* Work required:
Set the data down again, exactly as it reads, but without the pictures.

* Supplied material:
Begin

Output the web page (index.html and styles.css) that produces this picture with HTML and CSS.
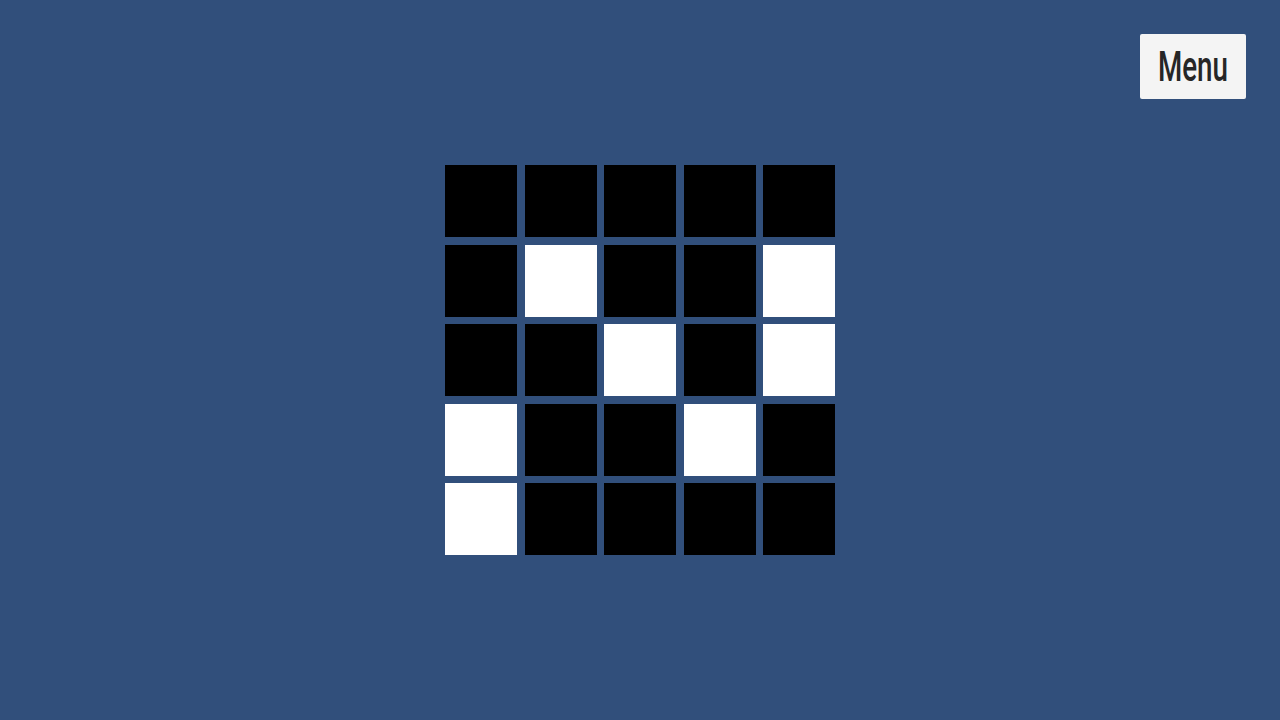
FILE: index.html
```html
<!DOCTYPE html>
<html>
<head>
<meta charset="utf-8">
<link rel="stylesheet" href="styles.css">
</head>
<body>
<div class="stage">
  <button class="menu"><span class="menu-label">Menu</span></button>
  <div class="board">
    <div class="cell"></div><div class="cell"></div><div class="cell"></div><div class="cell"></div><div class="cell"></div>
    <div class="cell"></div><div class="cell on"></div><div class="cell"></div><div class="cell"></div><div class="cell on"></div>
    <div class="cell"></div><div class="cell"></div><div class="cell on"></div><div class="cell"></div><div class="cell on"></div>
    <div class="cell on"></div><div class="cell"></div><div class="cell"></div><div class="cell on"></div><div class="cell"></div>
    <div class="cell on"></div><div class="cell"></div><div class="cell"></div><div class="cell"></div><div class="cell"></div>
  </div>
</div>
</body>
</html>
```

FILE: styles.css
```css
html, body {
  margin: 0;
  padding: 0;
  width: 100%;
  height: 100%;
  background: #314f7b;
  overflow: hidden;
}
.stage {
  position: relative;
  width: 1280px;
  height: 720px;
  display: flex;
  align-items: center;
  justify-content: center;
}
.menu {
  position: absolute;
  top: 34px;
  right: 34px;
  width: 106px;
  height: 65px;
  border: none;
  border-radius: 2px;
  background: #f4f4f4;
  color: #262626;
  font-family: Roboto, "Liberation Sans", sans-serif;
  font-weight: 500;
  font-size: 42px;
  line-height: 1;
  padding: 0;
  display: flex;
  align-items: center;
  justify-content: center;
}
.menu-label {
  display: inline-block;
  transform: scaleX(0.66);
  margin-top: 0px;
}
.board {
  display: grid;
  grid-template-columns: repeat(5, 72px);
  grid-template-rows: repeat(5, 72px);
  gap: 7.5px;
}
.cell {
  background: #000;
}
.cell.on {
  background: #fff;
}
```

End

* Complete answer:
Output the web page (index.html and styles.css) that produces this picture with HTML and CSS.
FILE: index.html
```html
<!DOCTYPE html>
<html>
<head>
<meta charset="utf-8">
<link rel="stylesheet" href="styles.css">
</head>
<body>
<div class="stage">
  <button class="menu"><span class="menu-label">Menu</span></button>
  <div class="board">
    <div class="cell"></div><div class="cell"></div><div class="cell"></div><div class="cell"></div><div class="cell"></div>
    <div class="cell"></div><div class="cell on"></div><div class="cell"></div><div class="cell"></div><div class="cell on"></div>
    <div class="cell"></div><div class="cell"></div><div class="cell on"></div><div class="cell"></div><div class="cell on"></div>
    <div class="cell on"></div><div class="cell"></div><div class="cell"></div><div class="cell on"></div><div class="cell"></div>
    <div class="cell on"></div><div class="cell"></div><div class="cell"></div><div class="cell"></div><div class="cell"></div>
  </div>
</div>
</body>
</html>
```

FILE: styles.css
```css
html, body {
  margin: 0;
  padding: 0;
  width: 100%;
  height: 100%;
  background: #314f7b;
  overflow: hidden;
}
.stage {
  position: relative;
  width: 1280px;
  height: 720px;
  display: flex;
  align-items: center;
  justify-content: center;
}
.menu {
  position: absolute;
  top: 34px;
  right: 34px;
  width: 106px;
  height: 65px;
  border: none;
  border-radius: 2px;
  background: #f4f4f4;
  color: #262626;
  font-family: Roboto, "Liberation Sans", sans-serif;
  font-weight: 500;
  font-size: 42px;
  line-height: 1;
  padding: 0;
  display: flex;
  align-items: center;
  justify-content: center;
}
.menu-label {
  display: inline-block;
  transform: scaleX(0.66);
  margin-top: 0px;
}
.board {
  display: grid;
  grid-template-columns: repeat(5, 72px);
  grid-template-rows: repeat(5, 72px);
  gap: 7.5px;
}
.cell {
  background: #000;
}
.cell.on {
  background: #fff;
}
```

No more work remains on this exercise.